Пытаюсь влезть в его бронзу, поставить себя на этот гранитный постамент: что бы меня тревожило на месте памятника Горькому? Скорее всего, лично меня волновал бы лингвистический казус: я бы задумался о правомерности названия станции метро «Горьковская», открытой тут за пять лет до меня (в смысле меня – памятника). Одному ли мне кажется, что, вообще говоря, слово «горьковский» не совсем корректно? К этому странному прилагательному русское ухо приучили с дореволюционных времен, да и сам Алексей Максимович еще в те времена твердо усвоил, что все, лично с ним связанное, – это «горьковское». Однако Розанов, с его чуткостью к языку, в статье о Горьком употреблял слово «горьковское» в кавычках, будто вынужденно брал на подержание это модное новшество, не разделяя ответственности за его широкое бытование. А спросили бы кого-нибудь, кто бы не знал ничего о Максиме Горьком, ну скажем, современников Тургенева: скажите, господа, от какого имени собственного образуется прилагательное «горьковский»? – они бы ответили: от имени собственного Горьков. И наверное, удивились бы, если им бы сказали про Горького. Возможно, я излишне беспокоен, но проблема суффикса в слове «горьковский» с учетом дилеммы Горький-Горьков меня весьма тревожит. Корректно ли образовывать прилагательное от прилагательного с помощью суффикса, означающего принадлежность одного другому? Можно спорить о правомерности названий станций метро «Достоевская» и «Чернышевская» (не в честь ли Анны Григорьевны и Ольги Сократовны названы так?), но тут ясно хотя бы, к фамилиям каким эти названия относятся. Вот и станции в честь Горького подобало бы по тому же принципу носить название «Горькая» (знали же мы город Горький), а если уж она в самом деле «Горьковская» – то не в честь ли это Горькова, никому из нас не известного? Иными словами, меня бы, пожалуй, если бы я стоял на месте памятника, беспокоило, за того ли принимает меня отвыкающий от книг народ, когда, покинув павильон станции «Горьковская», он готовится перейти проспект, еще недавно носивший мое имя. Не воспримут ли завтра имя мое непосредственно? Не признают ли во мне соотечественники некоего Горькова, тогда как я Горький, а? Не введет ли их название «Горьковская» в заблуждение? Как же тут не удостоверить подписью на постаменте, что я Горький, а не Горьков?!
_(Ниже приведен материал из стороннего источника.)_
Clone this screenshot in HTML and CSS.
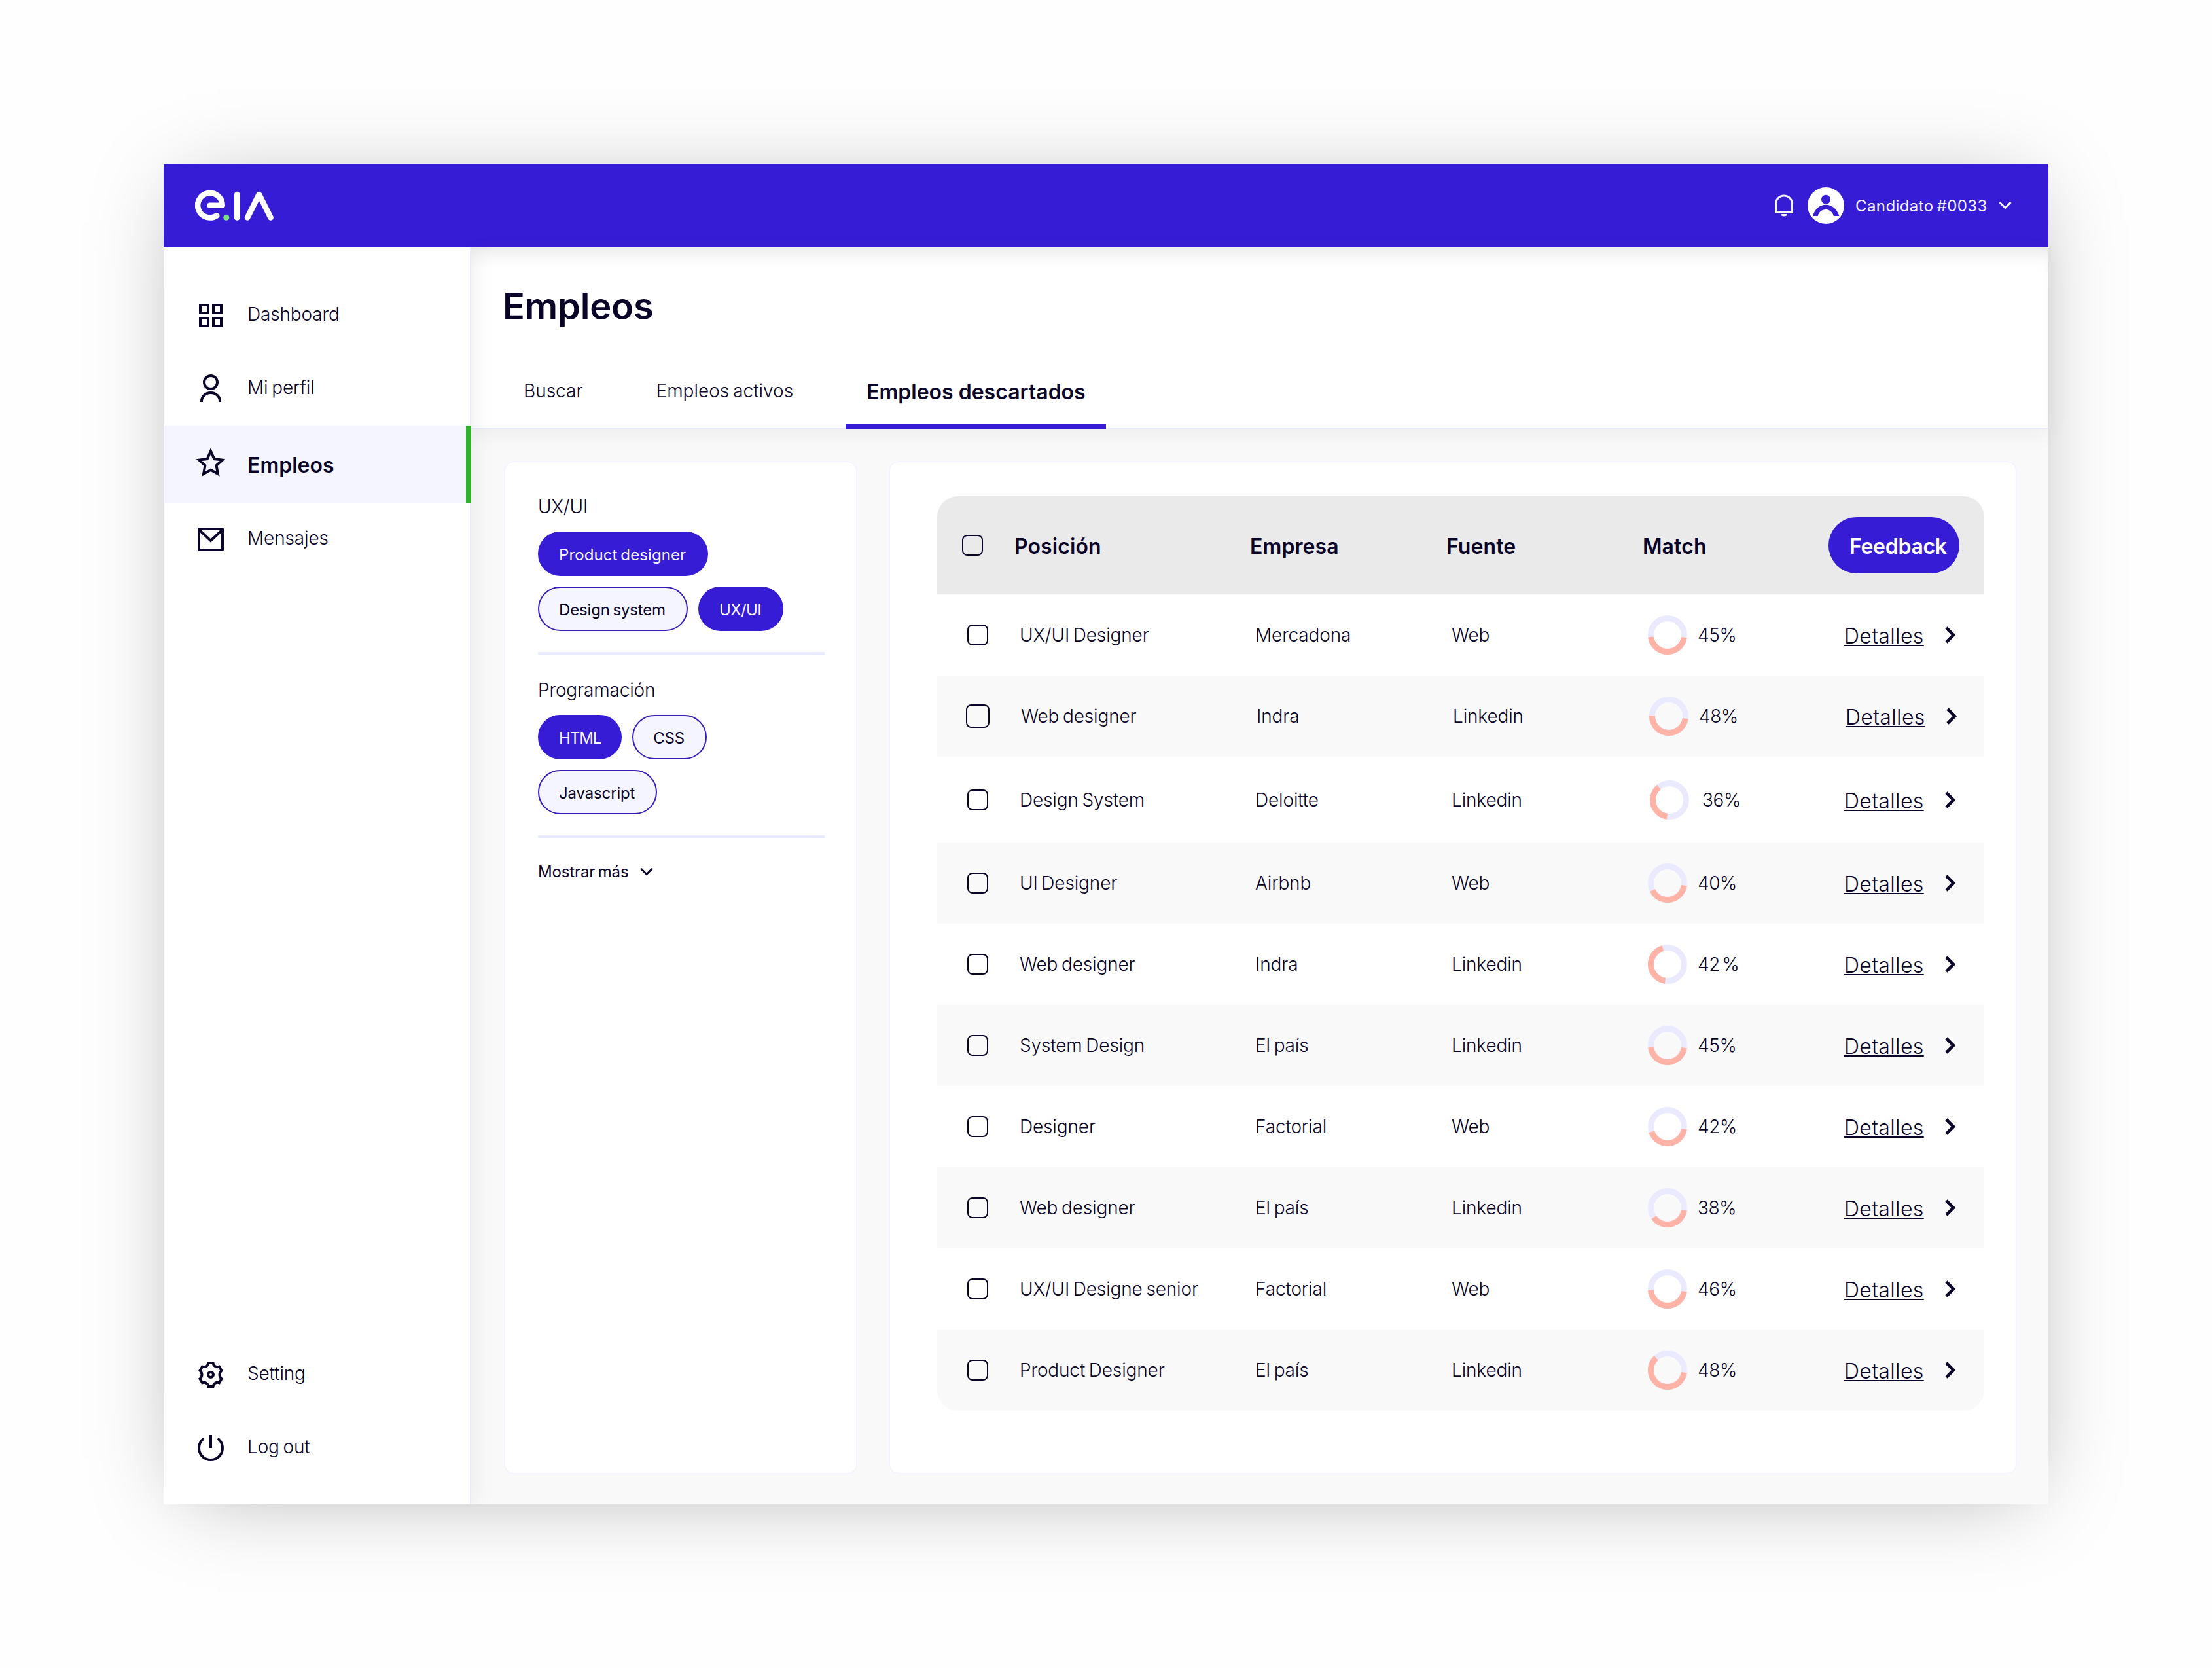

Но и без мысленных перевоплощений совершенно понятно, что бронзовому кумиру на пьедестале, этому недюжинному герою ленинградской монументалистики известных лет, тяжеловесному и громоздкому, очень сейчас одиноко. Раньше было не так. Раньше помимо факторов топонимического и биографического, связанного с историческим проживанием Горького в соседнем доме, было здесь что-то такое еще, что не давало его изваянию выказывать отчужденность.
Видите ли, Горький был великий курильщик. Он выкуривал в день десятки папирос, иногда доходило до ста. Он курил постоянно: когда работал, когда общался с людьми, когда отдыхал, он курил даже в театре на своих же премьерах. Человек, простреливший себе легкое и перенесший туберкулез, не мог и пяти минут обходиться без курева, ему надо было курить и курить. Нет никаких внешних признаков, указывающих на то, что у бронзового человека в кармане брюк или пальто лежит пачка папирос, но тут и сомневаться не надо: не может не лежать! Когда установили памятник, все понимали, откуда выходит Горький – из табачного магазина № 15 Петроградского райпищеторга. Еще в начале семидесятых витрины магазина за спиной памятника украшали надписи «Табак» и «Папиросы», и они, пожалуй, работали на общий образ куда сильнее, чем маленькие елочки, зачем-то посаженные за спиной Горького. Кое-что из папирос, продававшихся в магазине № 15 в бытность Горького-памятника на этом месте, застало еще и живого Алексея Максимовича: да вот тот же «Беломорканал» – одно лишь название порождает поток горьковских ассоциаций… Что там у него за спиной происходило, он, конечно, не знал, но наверняка чувствовал что-то, – там ведь по линии табачной торговли, шутка ли сказать, разыгрывалась мировая мистерия. Победа социализма теперь уже не только в отдельно взятой стране, но и на другом полушарии утвердилась новым названием табачного магазина – «Гавана». Вместо «Беломора», «Севера», «Нашей марки» и прочих папирос предлагались теперь сигары ручной скрутки – из листьев черного табака. Красочная витрина «Гаваны» стала нашим ответом американскому империализму, объявившему торговую блокаду социалистической Кубе. Когда редким гражданам США доводилось попадать в «Гавану», они буквально шалели, видя кубинские сигары, продаваемые за копейки. А вот у нас элитные сигары, пусть и за копейки, приживались плохо. А впрочем, как и кубинский ром. Так или иначе, мировая система социализма однажды рухнула, капитализм победил (во всяком случае, в нашей стране), и в продолжение табачной мистерии закрылся магазин «Гавана» за спиной Горького, а над головой Горького, на крыше сталинского дома, вознеслась реклама американских сигарет Camel.